Friday, March 13, 2026

Reflections of ‘Bloody Sunday’ from the daughters of a foot soldier

John Pearlie Pettaway, who was nearly caught 
up in the melee on ‘Bloody Sunday,’ and his 
daughter, Cheryl Pettaway Colvin. (Photo
courtesy of the Pettaway family) 

EDITOR’S NOTE: This is the second installment of a two-part series on the life and legacy of John Pearlie Pettaway.

 

MEMPHIS, TN – On March 7, 1965, pandemonium swept across the Edmund Pettus Bridge in Selma, Ala. From John Pearlie Pettaway’s vantage point at the foot of the bridge, he could see a horde of people scattering in fear and trepidation.

“Dad never got to cross the bridge that day,” said Cheryl Pettaway Colvin, recalling the fury that her father described on that fateful day. “As he was standing at the foot of the bridge, he said he saw people at the top turning in slow motion.” 

Colvin illustrated the horrid scene based on her father’s recollection. “He said it was almost the way it looks in a hunter’s eyes when one shoots into a pack of birds. They ripple off to avoid being shot.”

Fearing the worst, Pettaway broke and ran. “He always told the story that he and his friend, Dan Jones, out-ran everybody,” said Brenda Pettaway Henderson, the oldest of Pettaway and Jeanette James Pettaway’s four children.

Henderson was on the scene near the bridge. At 15, she was actively involved in the movement and marching with the adults. “All I could think about was getting home,” she said. “I was not going to the church, because you didn’t know what was going to happen.”

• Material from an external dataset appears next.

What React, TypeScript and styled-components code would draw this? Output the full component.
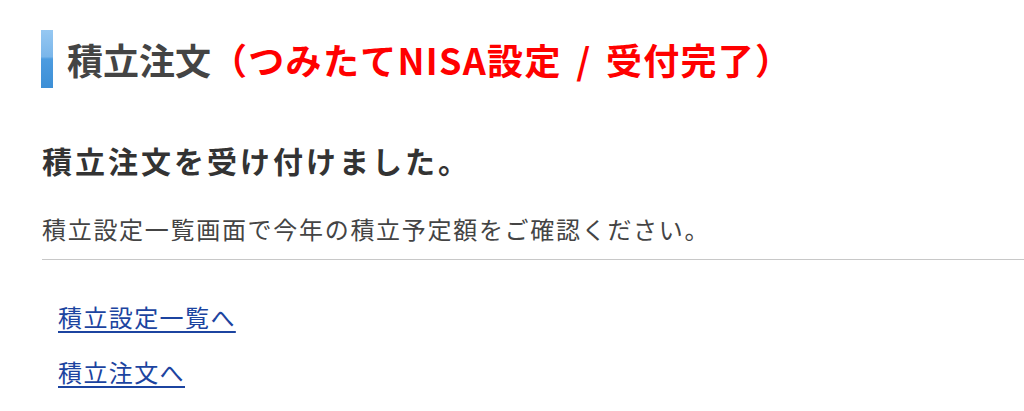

Returning to Brown Chapel A.M.E. Church, where marchers had begun their trek, wasn’t Henderson’s first thought. So, she ran and kept running. “Everywhere you went you heard sirens. I was scared,” she said unabashedly. “The church was a safe place, but home was safer.”

Pettaway finally made it home to the George Washington Carver housing projects, where the Pettaway family and other civil rights leaders and marchers lived. “He said, ‘We got to get your mom,’” who was working at The Walton Theater. “So, he went and got my brother and my two sisters.”

When Pettaway returned home with his wife and children, he exited the car and encountered burly state troopers on horseback. “He (state trooper) pulled that horse in front of my dad and that horse reared,” Henderson said.

The brute size of the white man straddling a huge horse frightened Henderson. She thought he was going to beat them. “We’re just trying to get to the house,” she remembered her father telling the state trooper. “I remember him (state trooper) saying, ‘You better get there fast! Right now! And you better not come back out!’”

 What transpired on that day in Selma was echoed around the world, etched in the annals of American history, and seared into the consciousness of the surviving foot soldiers. Known as “Bloody Sunday,” that day was absolute mayhem.

The Civil Rights Movement also yielded innumerable arrests. But Pettaway, Henderson said, was never arrested. But she was arrested once, taken by patty wagon to a detention site, and released after 12 hours. 

Henderson contends that detention was a horrible experience for some detainees. “Girls were actually raped in those jails,” she said matter-of-factly.

“Boys were raped too,” Colvin added. “I had the opportunity to interview people in Marion, Ala., who had been raped. Many people didn’t want their names mentioned. They didn’t want that over their heads.”

When Colvin moved back to Selma after a stint elsewhere, she learned more about her father as his caregiver. “I got to understand why he did certain things,” she said. “He said I was different — not in an admirable way.”

Colvin loves farming, riding horses, the outdoors, and once sheared sheep. Her father, she said, abhorred that life. “He didn’t want his children to ever become farmers. He wanted all of us in school to get an education.”

 

Both Henderson and Colvin did just that.